The above points are important because they provide a lens through which a number of recent debates can be understood. For example, if you think we’re all blank sheets of paper, censoring the internet can be made to sound like good sense as it means you can stop “bad” ideas and thoughts being spread around and written recklessly upon helpless hearts of your citizens.
In my opinion the UK establishment’s lip service to the “nurture” argument speaks only to the fact they’re trying to lead. In fact, they appear to support the “nature” argument, with our hereditary Monarchy making perfect sense in that context.
Personally speaking I find both points of view, even when combined, to be unsatisfactory and incomplete. Unfortunately, as I’ve tried to show, I cannot use a ‘rational argument’ to articulate why this is. It’s just a niggling feeling my human brain gets when seeing its kind reduced to the role of a machine either purpose built or programmed by others.

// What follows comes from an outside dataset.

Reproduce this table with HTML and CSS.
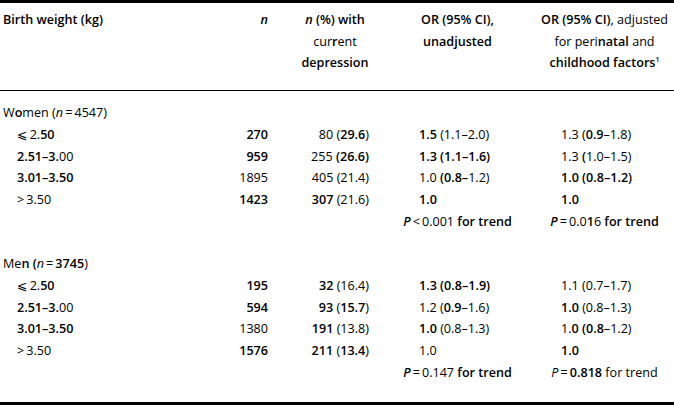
FILE: index.html
```html
<!DOCTYPE html>
<html lang="en">
<head>
<meta charset="utf-8">
<title>Birth weight and depression</title>
<link rel="stylesheet" href="styles.css">
</head>
<body>
<table class="tbl">
  <colgroup>
    <col class="c1"><col class="c2"><col class="c3"><col class="c4"><col class="c5">
  </colgroup>
  <thead>
    <tr>
      <th class="label"><b>Birth weight (kg)</b></th>
      <th class="num"><b><i>n</i></b></th>
      <th class="ctr"><b><i>n</i> (%) with</b><br>cur<b>r</b>ent<br><b>depression</b></th>
      <th class="ctr"><b>OR (95% CI),</b><br><b>unadjusted</b></th>
      <th class="ctr"><b>OR (95% CI)</b>, adjusted<br>for peri<b>natal</b> and<br><b>childhood factors<sup>1</sup></b></th>
    </tr>
  </thead>
  <tbody>
    <tr class="first">
      <td class="label">W<b>o</b>men (<i>n</i>&thinsp;=&thinsp;4547)</td><td></td><td></td><td></td><td></td>
    </tr>
    <tr>
      <td class="sub">⩽&thinsp;2.<b>50</b></td>
      <td class="num"><b>270</b></td>
      <td class="pct">80 (<b>29.6</b>)</td>
      <td class="or"><b>1.5</b> (1.1–2.0)</td>
      <td class="adj">1.3 (<b>0.9</b>–1.8)</td>
    </tr>
    <tr>
      <td class="sub"><b>2.51–3.</b>00</td>
      <td class="num"><b>959</b></td>
      <td class="pct">255 <b>(26.6)</b></td>
      <td class="or"><b>1.3 (1.1–1.6)</b></td>
      <td class="adj">1.3 <b>(</b>1.0–1.5)</td>
    </tr>
    <tr>
      <td class="sub"><b>3.01–3.50</b></td>
      <td class="num">1895</td>
      <td class="pct">405 (21.4)</td>
      <td class="or">1.0 <b>(0.8–</b>1.2)</td>
      <td class="adj"><b>1.0 (0.8–1.2)</b></td>
    </tr>
    <tr>
      <td class="sub">&gt;&thinsp;3.50</td>
      <td class="num"><b>1423</b></td>
      <td class="pct"><b>307</b> (21.6)</td>
      <td class="or"><b>1.0</b></td>
      <td class="adj"><b>1.0</b></td>
    </tr>
    <tr>
      <td></td><td></td><td></td>
      <td class="trend"><b><i>P</i></b>&thinsp;&lt;&thinsp;0.001 <b>for trend</b></td>
      <td class="trend"><b><i>P</i></b>&thinsp;=&thinsp;0.0<b>1</b>6 <b>for trend</b></td>
    </tr>
    <tr class="gap"><td colspan="5"></td></tr>
    <tr>
      <td class="label">Me<b>n (</b><i>n</i>&thinsp;=&thinsp;<b>3745</b>)</td><td></td><td></td><td></td><td></td>
    </tr>
    <tr>
      <td class="sub">⩽&thinsp;2.<b>50</b></td>
      <td class="num"><b>195</b></td>
      <td class="pct"><b>32</b> (16.4)</td>
      <td class="or"><b>1.3 (0.8–1.9)</b></td>
      <td class="adj">1.1 (0.7–1.7)</td>
    </tr>
    <tr>
      <td class="sub"><b>2.51–3.</b>00</td>
      <td class="num"><b>594</b></td>
      <td class="pct"><b>93</b> (<b>15.7</b>)</td>
      <td class="or">1.2 (<b>0.9</b>–1.6)</td>
      <td class="adj"><b>1.0</b> (0.8–1.3)</td>
    </tr>
    <tr>
      <td class="sub"><b>3.01–3.50</b></td>
      <td class="num">1380</td>
      <td class="pct"><b>191</b> (13.8)</td>
      <td class="or"><b>1.0</b> (0.8–1.3)</td>
      <td class="adj">1.<b>0 (0.8</b>–1.2)</td>
    </tr>
    <tr>
      <td class="sub">&gt;&thinsp;3.50</td>
      <td class="num"><b>1576</b></td>
      <td class="pct"><b>211</b> (<b>13.4</b>)</td>
      <td class="or">1.0</td>
      <td class="adj"><b>1.0</b></td>
    </tr>
    <tr class="last">
      <td></td><td></td><td></td>
      <td class="trend"><b><i>P</i></b>&thinsp;=&thinsp;0.147 <b>for trend</b></td>
      <td class="trend"><i>P</i>&thinsp;=&thinsp;<b>0.818</b> for trend</td>
    </tr>
  </tbody>
</table>
</body>
</html>
```

FILE: styles.css
```css
html, body {
  margin: 0;
  padding: 0;
  background: #fff;
}
body {
  font-family: "Open Sans", "Lato", "DejaVu Sans", sans-serif;
  font-size: 12.6px;
  color: #000;
}
.tbl {
  width: 674px;
  border-collapse: collapse;
  table-layout: fixed;
  border-top: 3px solid #000;
  border-bottom: 3px solid #000;
}
.c1 { width: 200px; }
.c2 { width: 90px; }
.c3 { width: 90px; }
.c4 { width: 155px; }
.c5 { width: 139px; }
th, td {
  padding: 0;
  line-height: 21.7px;
  white-space: nowrap;
  vertical-align: top;
  font-weight: normal;
}
b { font-weight: 600; }
thead th {
  padding-top: 6px;
  padding-bottom: 16px;
  border-bottom: 1px solid #000;
}
sup {
  font-size: 7px;
  line-height: 0;
  vertical-align: 5px;
}
.label { text-align: left; padding-left: 3px; }
.sub { text-align: left; padding-left: 17px; }
.num { text-align: right; padding-right: 22px; }
.ctr { text-align: center; }
.pct { text-align: right; padding-right: 11px; }
.or { text-align: left; padding-left: 39px; }
.adj { text-align: left; padding-left: 26px; }
.trend { text-align: center; }
tr.first td { padding-top: 11px; }
tr.gap td { height: 21px; }
tr.last td { padding-bottom: 18px; }
```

There is something about people which I feel cannot be rationed. Perhaps I only think this because I am one but if that is the case to deny this ineffable quality is to betray my current human identity.
“Man is a machine, but a very peculiar machine. He is a machine which, in right circumstances, and with right treatment, can know that he is a machine, and having fully realized this, he may find the ways to cease to be a machine.”
– P.D. Ouspensky
We are more than machines, it’s just that we cannot say exactly what it is we are.